### Problem to solve
Return each line of the records holding the string "index".

### Supplied data
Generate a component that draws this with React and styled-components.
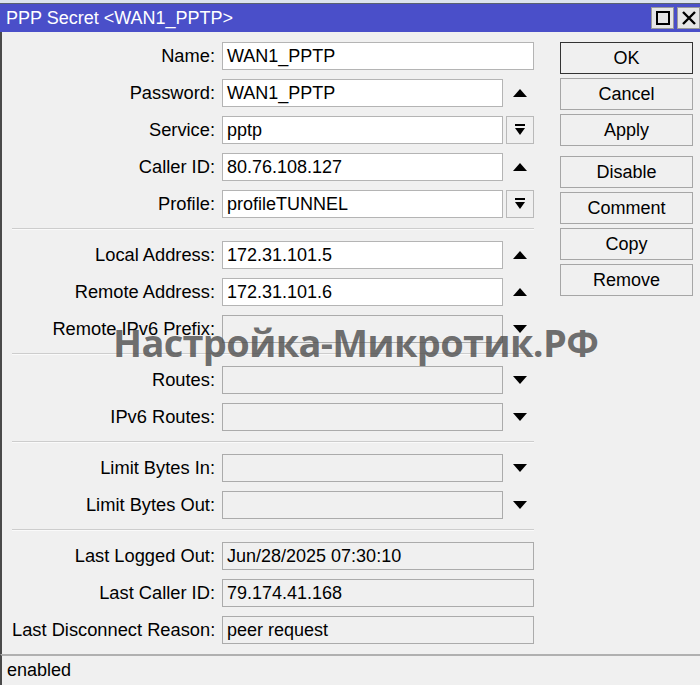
import React from "react";
import styled, { createGlobalStyle } from "styled-components";

const Global = createGlobalStyle`
  html, body { margin: 0; padding: 0; background: #f0f0f0; }
  body { font-family: "Liberation Sans", Arial, sans-serif; }
`;

const Frame = styled.div`
  position: relative;
  width: 700px;
  height: 685px;
  overflow: hidden;
  background: #f0f0f0;
  display: flex;
  flex-direction: column;
  font-size: 18px;
  color: #000;
`;

const TopStrip = styled.div`
  height: 3px;
  background: #dde4ee;
  border-bottom: 1px solid #5a6270;
`;

const TitleBar = styled.div`
  height: 28px;
  background: #4a4fc9;
  display: flex;
  align-items: center;
  padding-left: 6px;
  color: #fff;
  font-size: 18px;
`;

const Title = styled.span`
  flex: 1;
`;

const TitleButton = styled.div`
  width: 23px;
  height: 22px;
  margin-left: 3px;
  background: #e6e6e6;
  border: 1px solid #9a9a9a;
  display: flex;
  align-items: center;
  justify-content: center;
  box-sizing: border-box;
`;

const Body = styled.div`
  flex: 1;
  display: flex;
  padding-top: 10px;
  border-left: 2px solid #4a4a4a;
`;

const Form = styled.div`
  width: 522px;
  padding-left: 10px;
  display: flex;
  flex-direction: column;
`;

const Section = styled.div`
  display: flex;
  flex-direction: column;
  gap: 9px;
`;

const Separator = styled.div`
  height: 0;
  border-top: 1px solid #cdcdcd;
  border-bottom: 1px solid #fafafa;
  margin: 10px 0 11px;
`;

const Row = styled.div`
  display: flex;
  align-items: center;
  height: 28px;
`;

const Label = styled.div`
  width: 203px;
  text-align: right;
  white-space: nowrap;
  margin-right: 7px;
  font-size: 18.3px;
`;

const Field = styled.div`
  box-sizing: border-box;
  width: ${(p) => (p.$short ? "281px" : "312px")};
  height: 28px;
  padding-left: 4px;
  display: flex;
  align-items: center;
  background: ${(p) => (p.$kind === "edit" ? "#ffffff" : "#f0f0f0")};
  border: 1px solid ${(p) => (p.$kind === "edit" ? "#b4b4b4" : "#ababab")};
  white-space: nowrap;
  overflow: hidden;
`;

const Addon = styled.div`
  width: 31px;
  height: 28px;
  display: flex;
  align-items: center;
  justify-content: flex-end;
`;

const DropButton = styled.div`
  box-sizing: border-box;
  width: 28px;
  height: 28px;
  border: 1px solid #b9b9b9;
  background: #f0f0f0;
  display: flex;
  align-items: center;
  justify-content: center;
`;

const ArrowBox = styled.div`
  width: 28px;
  display: flex;
  justify-content: center;
`;

const Buttons = styled.div`
  margin-left: 26px;
  width: 133px;
  display: flex;
  flex-direction: column;
  gap: 4px;
`;

const Button = styled.div`
  box-sizing: border-box;
  height: 32px;
  display: flex;
  align-items: center;
  justify-content: center;
  background: #f0f0f0;
  border: 1px solid ${(p) => (p.$default ? "#333333" : "#a6a6a6")};
  margin-top: ${(p) => (p.$spaced ? "6px" : "0")};
`;

const StatusBar = styled.div`
  height: 29px;
  border-top: 2px solid #b0b0b0;
  border-left: 2px solid #4a4a4a;
  display: flex;
  align-items: center;
  padding-left: 5px;
  background: #f0f0f0;
`;

const Watermark = styled.div`
  position: absolute;
  left: 113px;
  top: 316px;
  font-family: "Open Sans", "Noto Sans", sans-serif;
  font-weight: 700;
  font-size: 38px;
  letter-spacing: -0.7px;
  color: rgba(80, 80, 80, 0.82);
  white-space: nowrap;
  pointer-events: none;
`;

const UpArrow = () => (
  <svg width="14" height="8" viewBox="0 0 14 8">
    <polygon points="7,0 14,8 0,8" fill="#000" />
  </svg>
);

const DownArrow = () => (
  <svg width="14" height="8" viewBox="0 0 14 8">
    <polygon points="0,0 14,0 7,8" fill="#000" />
  </svg>
);

const DropIcon = () => (
  <svg width="12" height="12" viewBox="0 0 12 12">
    <rect x="1" y="0" width="10" height="2" fill="#000" />
    <polygon points="1,4 11,4 6,11" fill="#000" />
  </svg>
);

const MaxIcon = () => (
  <svg width="14" height="14" viewBox="0 0 14 14">
    <rect x="1" y="1" width="12" height="12" fill="none" stroke="#000" strokeWidth="2" />
  </svg>
);

const CloseIcon = () => (
  <svg width="14" height="14" viewBox="0 0 14 14">
    <path d="M1 1 L13 13 M13 1 L1 13" stroke="#000" strokeWidth="2.4" />
  </svg>
);

const addon = (type) => {
  if (type === "up")
    return (
      <Addon>
        <ArrowBox>
          <UpArrow />
        </ArrowBox>
      </Addon>
    );
  if (type === "down")
    return (
      <Addon>
        <ArrowBox>
          <DownArrow />
        </ArrowBox>
      </Addon>
    );
  if (type === "drop")
    return (
      <Addon>
        <DropButton>
          <DropIcon />
        </DropButton>
      </Addon>
    );
  return null;
};

const sections = [
  [
    { label: "Name", value: "WAN1_PPTP", kind: "edit" },
    { label: "Password", value: "WAN1_PPTP", kind: "edit", addon: "up" },
    { label: "Service", value: "pptp", kind: "edit", addon: "drop" },
    { label: "Caller ID", value: "80.76.108.127", kind: "edit", addon: "up" },
    { label: "Profile", value: "profileTUNNEL", kind: "edit", addon: "drop" },
  ],
  [
    { label: "Local Address", value: "172.31.101.5", kind: "edit", addon: "up" },
    { label: "Remote Address", value: "172.31.101.6", kind: "edit", addon: "up" },
    { label: "Remote IPv6 Prefix", value: "", kind: "off", addon: "down" },
  ],
  [
    { label: "Routes", value: "", kind: "off", addon: "down" },
    { label: "IPv6 Routes", value: "", kind: "off", addon: "down" },
  ],
  [
    { label: "Limit Bytes In", value: "", kind: "off", addon: "down" },
    { label: "Limit Bytes Out", value: "", kind: "off", addon: "down" },
  ],
  [
    { label: "Last Logged Out", value: "Jun/28/2025 07:30:10", kind: "ro" },
    { label: "Last Caller ID", value: "79.174.41.168", kind: "ro" },
    { label: "Last Disconnect Reason", value: "peer request", kind: "ro" },
  ],
];

export default function App() {
  return (
    <Frame>
      <Global />
      <TopStrip />
      <TitleBar>
        <Title>PPP Secret &lt;WAN1_PPTP&gt;</Title>
        <TitleButton>
          <MaxIcon />
        </TitleButton>
        <TitleButton>
          <CloseIcon />
        </TitleButton>
      </TitleBar>
      <Body>
        <Form>
          {sections.map((rows, i) => (
            <React.Fragment key={i}>
              {i > 0 && <Separator />}
              <Section>
                {rows.map((r) => (
                  <Row key={r.label}>
                    <Label>{r.label}:</Label>
                    <Field $kind={r.kind} $short={!!r.addon}>
                      {r.value}
                    </Field>
                    {addon(r.addon)}
                  </Row>
                ))}
              </Section>
            </React.Fragment>
          ))}
        </Form>
        <Buttons>
          <Button $default>OK</Button>
          <Button>Cancel</Button>
          <Button>Apply</Button>
          <Button $spaced>Disable</Button>
          <Button>Comment</Button>
          <Button>Copy</Button>
          <Button>Remove</Button>
        </Buttons>
      </Body>
      <StatusBar>enabled</StatusBar>
      <Watermark>Настройка-Микротик.РФ</Watermark>
    </Frame>
  );
}
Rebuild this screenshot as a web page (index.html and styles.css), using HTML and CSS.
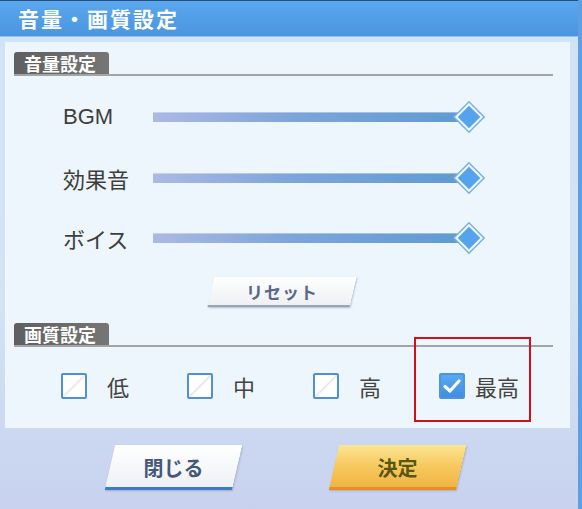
FILE: index.html
```html
<!DOCTYPE html>
<html lang="ja">
<head>
<meta charset="UTF-8">
<title>音量・画質設定</title>
<link rel="stylesheet" href="styles.css">
</head>
<body>

<div class="window">
  <div class="titlebar">音量・画質設定</div>

  <div class="panel">
    <div class="section-head"><span class="tab">音量設定</span></div>

    <div class="slider-row">
      <span class="label">BGM</span>
      <div class="slider"><div class="track"></div><span class="thumb"></span></div>
    </div>
    <div class="slider-row">
      <span class="label">効果音</span>
      <div class="slider"><div class="track"></div><span class="thumb"></span></div>
    </div>
    <div class="slider-row">
      <span class="label">ボイス</span>
      <div class="slider"><div class="track"></div><span class="thumb"></span></div>
    </div>

    <div class="reset-wrap">
      <button class="btn btn-reset">リセット</button>
    </div>

    <div class="section-head quality-head"><span class="tab">画質設定</span></div>

    <div class="options">
      <label class="option"><span class="box"></span><span class="opt-text">低</span></label>
      <label class="option"><span class="box"></span><span class="opt-text">中</span></label>
      <label class="option"><span class="box"></span><span class="opt-text">高</span></label>
      <label class="option selected">
        <span class="box checked">
          <svg width="22" height="22" viewBox="0 0 22 22"><path d="M4 11.5 L9 16 L18 6" fill="none" stroke="#fff" stroke-width="3.2" stroke-linecap="round" stroke-linejoin="round"/></svg>
        </span>
        <span class="opt-text">最高</span>
      </label>
      <div class="highlight"></div>
    </div>
  </div>

  <div class="footer">
    <button class="btn btn-close">閉じる</button>
    <button class="btn btn-ok">決定</button>
  </div>
</div>

</body>
</html>
```

FILE: styles.css
```css
* {
  box-sizing: border-box;
}
body {
  margin: 0;
  width: 582px;
  height: 509px;
  overflow: hidden;
  font-family: "Noto Sans CJK JP", "Noto Sans", sans-serif;
}
.window {
  width: 582px;
  height: 509px;
  background: linear-gradient(to bottom, #cfe4f6 0%, #d2e3f4 60%, #c8d2ef 100%);
  border-right: 4px solid #5d9fe0;
}
.titlebar {
  height: 37px;
  border-top: 1px solid #24507e;
  border-bottom: 1px solid #8cc3f2;
  background: linear-gradient(to bottom, #5aa7ef, #4b96de);
  color: #fff;
  font-size: 21px;
  font-weight: 700;
  line-height: 34px;
  padding-left: 18px;
  letter-spacing: 2px;
}
.panel {
  margin: 5px 8px 0 5px;
  height: 386px;
  background: #edf6fd;
  position: relative;
  padding-top: 10px;
}
.section-head {
  margin: 0 17px 0 9px;
  border-bottom: 2px solid #a2a4a8;
  height: 24px;
}
.tab {
  display: inline-block;
  width: 95px;
  height: 22px;
  background: linear-gradient(to right, #5f5f5f, #767676);
  border-radius: 3px 3px 0 0;
  color: #fff;
  font-size: 18px;
  font-weight: 700;
  line-height: 22px;
  padding-left: 10px;
}
/* sliders */
.slider-row {
  height: 60.5px;
  display: flex;
  align-items: center;
  padding-left: 58px;
}
.section-head + .slider-row {
  margin-top: 11px;
}
.label {
  width: 90px;
  font-family: "Liberation Sans", "Noto Sans CJK JP", sans-serif;
  font-size: 22px;
  color: #3e3e3e;
}
.slider {
  position: relative;
  width: 316px;
  height: 10px;
}
.track {
  width: 305px;
  height: 10px;
  background: linear-gradient(to right, #acb9e3, #7ea5da 45%, #5f9bd2);
  box-shadow: inset 0 1px 0 rgba(255,255,255,0.35);
}
.thumb {
  position: absolute;
  right: -10px;
  top: -5px;
  width: 20px;
  height: 20px;
  transform: rotate(45deg);
  background: #54a3ec;
  border: 2px solid #f4f9fe;
  box-shadow: 0 0 0 1.5px #78b2e6;
}
/* buttons */
.btn {
  position: relative;
  z-index: 0;
  border: none;
  background: none;
  font-family: inherit;
  font-weight: 700;
  padding: 0;
  cursor: pointer;
}
.btn::before {
  content: "";
  position: absolute;
  inset: 0;
  z-index: -1;
  transform: skewX(-13deg);
}
.reset-wrap {
  display: flex;
  justify-content: center;
  padding-right: 11px;
  margin-top: 8px;
}
.btn-reset {
  width: 142px;
  height: 30px;
  font-size: 17px;
  color: #5a6888;
  letter-spacing: 1px;
}
.btn-reset::before {
  background: linear-gradient(to bottom, #ffffff, #eef0f3);
  border-bottom: 2px solid #9aa4b8;
  box-shadow: 1px 1px 2px rgba(80,90,110,0.35);
}
.quality-head {
  margin-top: 16px;
}
/* quality options */
.options {
  display: flex;
  padding-left: 56px;
  margin-top: 23px;
}
.option {
  width: 126px;
  display: flex;
  align-items: center;
}
.box {
  width: 26px;
  height: 26px;
  border: 2px solid #4f90d6;
  border-radius: 2px;
  background: linear-gradient(135deg, #ffffff 45%, #e9e4ee 50%, #ffffff 56%);
  display: flex;
  align-items: center;
  justify-content: center;
}
.box.checked {
  border-color: #4a96e2;
  background: linear-gradient(to bottom, #5aa8f0, #3f8ee0);
}
.opt-text {
  margin-left: 20px;
  font-size: 22px;
  color: #444;
}
.selected .opt-text {
  margin-left: 10px;
}
.highlight {
  position: absolute;
  left: 409px;
  top: 295px;
  width: 117px;
  height: 85px;
  border: 2px solid #d0111d;
}
/* footer */
.footer {
  display: flex;
  padding-left: 110px;
  gap: 97px;
  margin-top: 17px;
}
.btn-close,
.btn-ok {
  width: 127px;
  height: 45px;
  font-size: 20px;
}
.btn-close {
  color: #46587a;
}
.btn-close::before {
  background: linear-gradient(to bottom, #ffffff, #eef1f5);
  border-bottom: 3px solid #3b7bc9;
  box-shadow: 1px 1px 2px rgba(60,80,120,0.3);
}
.btn-ok {
  color: #595512;
}
.btn-ok::before {
  background: linear-gradient(to bottom, #fde591, #f6c65a 55%, #f0b445);
  border-bottom: 3px solid #e58e2c;
  box-shadow: 1px 1px 2px rgba(120,80,20,0.3);
}
```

### The answer
Rebuild this screenshot as a web page (index.html and styles.css), using HTML and CSS.
FILE: index.html
  z-index: 0;
  z-index: -1;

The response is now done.